Design and realization of high performance logarithmic converters using non-uniform multi-regions constant adder correction schemes

This paper proposes high performance logarithmic converters that use non-uniform multi-regions constant adder correction schemes. Instead of a conventional shift-and-add method, the novel hardware structure presented in this paper uses a constant adder correction circuit that only uses adders. The proposed logarithmic converters can achieve lower approximation error range, smaller hardware area and shorter delay time, which are superior to those of methods previously reported in the literature. The approximation error ranges of the proposed logarithmic converters were 0.0548, 0.0446, 0.032 and 0.0249 for the 3-region, 5-region, 7-region and 9-region constant adder correction logarithmic conversion, respectively.

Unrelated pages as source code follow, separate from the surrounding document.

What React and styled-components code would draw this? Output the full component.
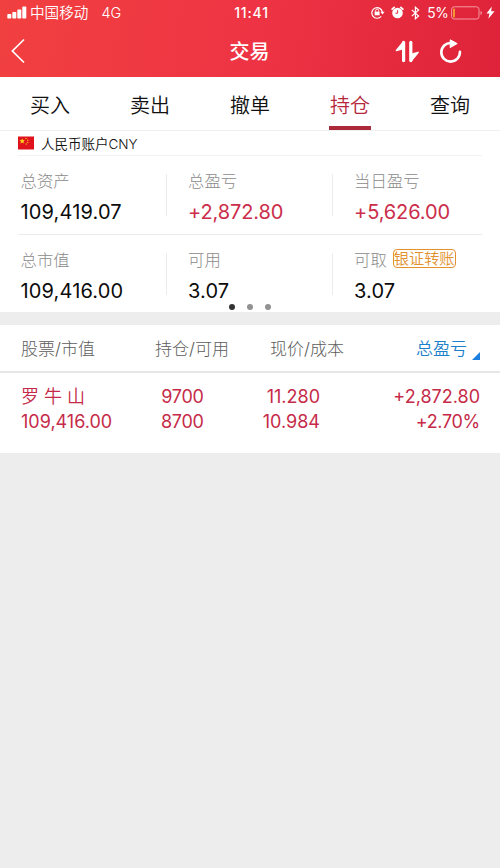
import React from 'react'
import styled, { createGlobalStyle } from 'styled-components'

const tabs = ['买入', '卖出', '撤单', '持仓', '查询']

const summary = [
    [
        { label: '总资产', value: '109,419.07' },
        { label: '总盈亏', value: '+2,872.80', up: true },
        { label: '当日盈亏', value: '+5,626.00', up: true },
    ],
    [
        { label: '总市值', value: '109,416.00' },
        { label: '可用', value: '3.07' },
        { label: '可取', value: '3.07', action: '银证转账' },
    ],
]

const holdings = [
    { name: '罗 牛 山', worth: '109,416.00', total: '9700', usable: '8700', price: '11.280', cost: '10.984', profit: '+2,872.80', rate: '+2.70%' },
]

const SignalIcon = () => (
    <svg width="20" height="13" viewBox="0 0 20 13" fill="#fff">
        <rect x="0.3" y="8" width="4" height="4.6" rx="0.8" />
        <rect x="5.3" y="6" width="4" height="6.6" rx="0.8" />
        <rect x="10.3" y="3.6" width="4" height="9" rx="0.8" />
        <rect x="15.3" y="0.6" width="4" height="12" rx="0.8" />
    </svg>
)

const LockIcon = () => (
    <svg width="14" height="13" viewBox="0 0 14 13" fill="none" stroke="#fff" strokeWidth="1.2">
        <path d="M10.2 10.4A5.3 5.3 0 1 1 11.4 6.2" />
        <path d="M9.4 5.8h4.2l-2.1 2.8z" fill="#fff" stroke="none" />
        <rect x="3.6" y="5.6" width="5" height="3.7" fill="#fff" stroke="none" />
        <path d="M4.6 5.8V4.6a1.5 1.5 0 0 1 3 0v1.2" strokeWidth="0.9" />
    </svg>
)

const AlarmIcon = () => (
    <svg width="13" height="13" viewBox="0 0 13 13">
        <circle cx="6.5" cy="7" r="5.3" fill="#fff" />
        <path d="M1.2 3.2L3.2 1.4M11.8 3.2L9.8 1.4" stroke="#fff" strokeWidth="1.8" strokeLinecap="round" />
        <path d="M6.6 4.2v3H4.4" fill="none" stroke="#e5283f" strokeWidth="1" />
    </svg>
)

const BluetoothIcon = () => (
    <svg width="9" height="14" viewBox="0 0 9 14" fill="none" stroke="#fff" strokeWidth="1.2">
        <path d="M0.8 3.9L7.6 10 4.4 12.8V1.2L7.6 4 0.8 10.1" />
    </svg>
)

const BatteryIcon = () => (
    <svg width="32" height="14" viewBox="0 0 32 14">
        <rect x="0.6" y="0.8" width="27.4" height="12.2" rx="2.6" fill="none" stroke="#f799a2" />
        <rect x="2.2" y="2.4" width="1.6" height="9" rx="0.6" fill="#f8b52c" />
        <path d="M29.5 5v4q1.5-0.6 1.5-2t-1.5-2z" fill="#f799a2" />
    </svg>
)

const BoltIcon = () => (
    <svg width="9" height="13" viewBox="0 0 8 12" fill="#fff">
        <path d="M5.2 0.4L0.3 6.9h2.8L2 11.8 7.8 4.9H4.6z" />
    </svg>
)

const BackIcon = () => (
    <svg width="14" height="26" viewBox="0 0 14 26" fill="none" stroke="#fff" strokeWidth="1.7">
        <path d="M13 1.5L1.4 13 13 24.5" />
    </svg>
)

const TransferIcon = () => (
    <svg width="26" height="24" viewBox="0 0 26 24" fill="none" stroke="#fff" strokeLinecap="round" strokeLinejoin="round">
        <path d="M9.6 21.6V3.4" strokeWidth="3.2" />
        <path d="M9.4 3L2.4 11.4l7-2z" fill="#fff" strokeWidth="1.6" />
        <path d="M16.8 3.4v18.2" strokeWidth="3.2" />
        <path d="M17 22l7-8.6-7 2.2z" fill="#fff" strokeWidth="1.6" />
    </svg>
)

const RefreshIcon = () => (
    <svg width="24" height="26" viewBox="0 0 24 26" fill="none" stroke="#fff">
        <path d="M13 5A9.3 9.3 0 1 0 21.9 13.9" strokeWidth="2.6" strokeLinecap="round" />
        <path d="M12.2 1.8l7 3.8-7 4z" fill="#fff" strokeWidth="1" strokeLinejoin="round" />
    </svg>
)

const FlagIcon = () => (
    <svg width="16" height="14" viewBox="0 0 16 14">
        <rect y="0.5" width="16" height="13" fill="#e0121c" />
        <path d="M4.2 2.4l0.8 1.7 1.8 0.2-1.3 1.3 0.4 1.9-1.7-0.9-1.7 0.9 0.4-1.9-1.3-1.3 1.8-0.2z" fill="#ffd21f" />
        <circle cx="8" cy="2.4" r="0.7" fill="#ffc21f" />
        <circle cx="9.8" cy="4.2" r="0.7" fill="#ffc21f" />
        <circle cx="9.8" cy="6.4" r="0.7" fill="#ffc21f" />
        <circle cx="8.2" cy="8" r="0.7" fill="#ffc21f" />
    </svg>
)

const SortIcon = () => (
    <svg width="8" height="8" viewBox="0 0 8 8">
        <path d="M8 0v8H0z" fill="#1b7fe0" />
    </svg>
)

function App() {
    return (
        <Page>
            <GlobalStyle />
            <Header>
                <StatusBar>
                    <StatusSide>
                        <SignalIcon />
                        <Carrier>中国移动</Carrier>
                        <Network>4G</Network>
                    </StatusSide>
                    <Clock>11:41</Clock>
                    <StatusSide $end>
                        <LockIcon />
                        <AlarmIcon />
                        <BluetoothIcon />
                        <Percent>5%</Percent>
                        <Power>
                            <BatteryIcon />
                            <BoltIcon />
                        </Power>
                    </StatusSide>
                </StatusBar>
                <NavBar>
                    <NavSide><BackIcon /></NavSide>
                    <Title>交易</Title>
                    <NavSide $end>
                        <TransferIcon />
                        <RefreshIcon />
                    </NavSide>
                </NavBar>
            </Header>

            <Tabs>
                {tabs.map((tab) => (
                    <Tab key={tab} $active={tab === '持仓'}><TabText>{tab}</TabText></Tab>
                ))}
            </Tabs>

            <Account>
                <AccountTitle>
                    <FlagIcon />
                    <span>人民币账户CNY</span>
                </AccountTitle>
                {summary.map((row, index) => (
                    <SummaryRow key={index}>
                        {row.map((item) => (
                            <SummaryCell key={item.label}>
                                <Label>
                                    {item.label}
                                    {item.action && <TransferButton>{item.action}</TransferButton>}
                                </Label>
                                <Value $up={item.up}>{item.value}</Value>
                            </SummaryCell>
                        ))}
                    </SummaryRow>
                ))}
                <Dots>
                    <Dot $active />
                    <Dot />
                    <Dot />
                </Dots>
            </Account>

            <TableHead>
                <Column>股票/市值</Column>
                <Column $align='right'>持仓/可用</Column>
                <Column $align='right'>现价/成本</Column>
                <SortColumn>总盈亏<SortIcon /></SortColumn>
            </TableHead>
            {holdings.map((stock) => (
                <Holding key={stock.name}>
                    <Column><StockName>{stock.name}</StockName><Figure>{stock.worth}</Figure></Column>
                    <Column $align='right' $inset='25.5px'><Figure $tight>{stock.total}</Figure><Figure $tight>{stock.usable}</Figure></Column>
                    <Column $align='right' $inset='24px'><Figure>{stock.price}</Figure><Figure>{stock.cost}</Figure></Column>
                    <Column $align='right'><Figure>{stock.profit}</Figure><Figure $tight>{stock.rate}</Figure></Column>
                </Holding>
            ))}
        </Page>
    )
}

export default App

const GlobalStyle = createGlobalStyle`
* {
    box-sizing: border-box;
}
body {
    margin: 0;
    background: #ededed;
}
svg {
    display: block;
    flex: none;
}
`

const Page = styled.main`
width: 500px;
min-height: 868px;
background: #ededed;
color: #111;
font-family: Inter, 'Noto Sans CJK SC', sans-serif;
white-space: nowrap;
`

const Header = styled.header`
height: 77px;
color: #fff;
background: linear-gradient(98deg, #f14040 0%, #ee3444 50%, #de2239 100%);
`

const StatusBar = styled.div`
display: grid;
grid-template-columns: 1fr auto 1fr;
align-items: center;
height: 25px;
padding: 0 5px 0 7px;
`

const StatusSide = styled.div`
display: flex;
align-items: center;
justify-content: ${({ $end }) => ($end ? 'flex-end' : 'flex-start')};
gap: ${({ $end }) => ($end ? '6.5px' : '3px')};
`

const Carrier = styled.span`
font-size: 14.6px;
font-weight: 350;
line-height: 24px;
`

const Network = styled.span`
margin-left: 10px;
font-size: 14.4px;
font-weight: 350;
`

const Clock = styled.span`
margin-left: 1px;
font-size: 14px;
font-weight: 500;
letter-spacing: 0.8px;
`

const Percent = styled.span`
margin: 0 -4px 0 1px;
font-size: 13.8px;
font-weight: 400;
letter-spacing: -0.3px;
`

const Power = styled.div`
display: flex;
align-items: center;
gap: 3px;
`

const NavBar = styled.div`
display: grid;
grid-template-columns: 1fr auto 1fr;
align-items: center;
height: 52px;
padding: 0 38px 0 11px;
`

const NavSide = styled.div`
display: flex;
align-items: center;
justify-content: ${({ $end }) => ($end ? 'flex-end' : 'flex-start')};
gap: 18px;
`

const Title = styled.h1`
margin: 1px 0 0 26px;
font-size: 20px;
font-weight: 500;
line-height: 30px;
`

const Tabs = styled.nav`
display: grid;
grid-template-columns: repeat(5, 1fr);
height: 54px;
background: #fff;
border-bottom: 1px solid #efefef;
`

const Tab = styled.div`
display: flex;
justify-content: center;
width: 42px;
height: 53px;
margin: 0 auto;
padding-top: 15px;
color: ${({ $active }) => ($active ? '#b5283b' : '#111')};
border-bottom: 4px solid ${({ $active }) => ($active ? '#aa2a3a' : 'transparent')};
`

const TabText = styled.span`
font-size: 20px;
font-weight: 350;
line-height: 28px;
`

const Account = styled.section`
height: 181px;
padding: 0 18px;
background: #fff;
`

const AccountTitle = styled.div`
display: flex;
align-items: center;
gap: 7px;
height: 25px;
font-size: 13.5px;
font-weight: 350;
border-bottom: 1px solid #f2f2f2;
`

const SummaryRow = styled.div`
display: grid;
grid-template-columns: 148px 166px 1fr;
height: 78px;

& + & {
    border-top: 1px solid #ececec;
}
`

const SummaryCell = styled.div`
padding: 12px 0 0 2.5px;

& + & {
    height: 42px;
    margin-top: 18px;
    padding: 0 0 0 21px;
    border-left: 1px solid #ececec;
}
& + & > :first-child {
    margin-top: -6px;
}
`

const Label = styled.div`
display: flex;
align-items: center;
gap: 6px;
height: 23px;
color: #8a8a8a;
font-size: 16.4px;
font-weight: 300;
`

const TransferButton = styled.span`
height: 19px;
color: #e3912f;
font-size: 15.2px;
font-weight: 350;
line-height: 17px;
border: 1px solid #e3912f;
border-radius: 4px;
`

const Value = styled.div`
margin-top: 6px;
color: ${({ $up }) => ($up ? '#cb2d4b' : '#0c0c0c')};
font-size: 20px;
letter-spacing: ${({ $up }) => ($up ? '-0.1px' : '0.15px')};
line-height: 30px;
`

const Dots = styled.div`
display: flex;
justify-content: center;
gap: 12px;
margin-top: -8px;
`

const Dot = styled.i`
width: 6px;
height: 6px;
border-radius: 50%;
background: ${({ $active }) => ($active ? '#333' : '#929292')};
`

const TableRow = styled.div`
display: grid;
grid-template-columns: 92px 116px 115px 1fr;
padding: 0 20px 0 21px;
background: #fff;
`

const TableHead = styled(TableRow)`
align-items: center;
height: 48px;
padding-bottom: 2px;
margin-top: 13px;
color: #5c5c5c;
font-size: 17px;
font-weight: 300;
border-bottom: 2px solid #e6e6e6;
`

const Holding = styled(TableRow)`
height: 80px;
padding-top: 11px;
color: #c52b48;
font-size: 18px;
`

const Column = styled.div`
text-align: ${({ $align }) => $align || 'left'};
padding-right: ${({ $inset }) => $inset || 0};
`

const SortColumn = styled.div`
display: flex;
align-items: flex-end;
justify-content: flex-end;
gap: 5px;
color: #1b7fc9;
font-size: 17px;
font-weight: 350;
`

const Figure = styled.div`
line-height: 25px;
letter-spacing: ${({ $tight }) => ($tight ? '-0.3px' : 'normal')};
`

const StockName = styled(Figure)`
font-size: 18px;
font-weight: 350;
`
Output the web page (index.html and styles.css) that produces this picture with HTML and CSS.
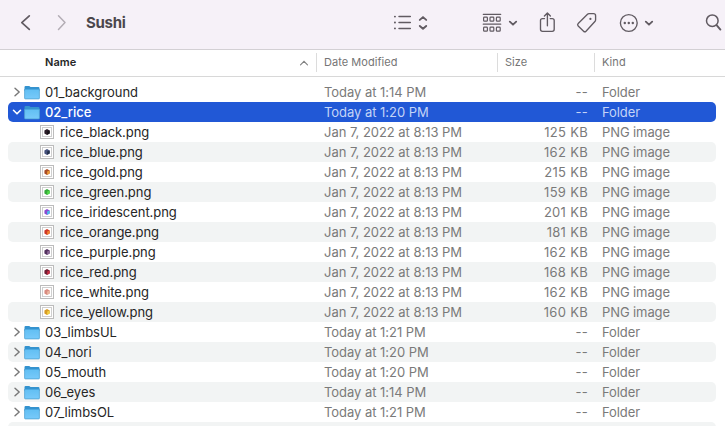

Meanwhile, the proposed converters could achieve 25.63%, 42.47%, 64.43% and 53.23% area delay product savings for the 3-region, 5-region, 7-region and 9-region constant adder correction circuit, respectively. All very large scale integration (VLSI) realization is synthesized using the TSMC 0.18 μm CMOS technology. In addition, the hardware structure of the proposed logarithmic converters is quite simple, with a lower approximation error, fast enough and ROM-free due to the proposed converters only using adders compared to the previously reported shift-and-add based methods. The proposed work can easily realize VLSI digital circuits and is fit for use in embedded digital signal processing and cloud computing.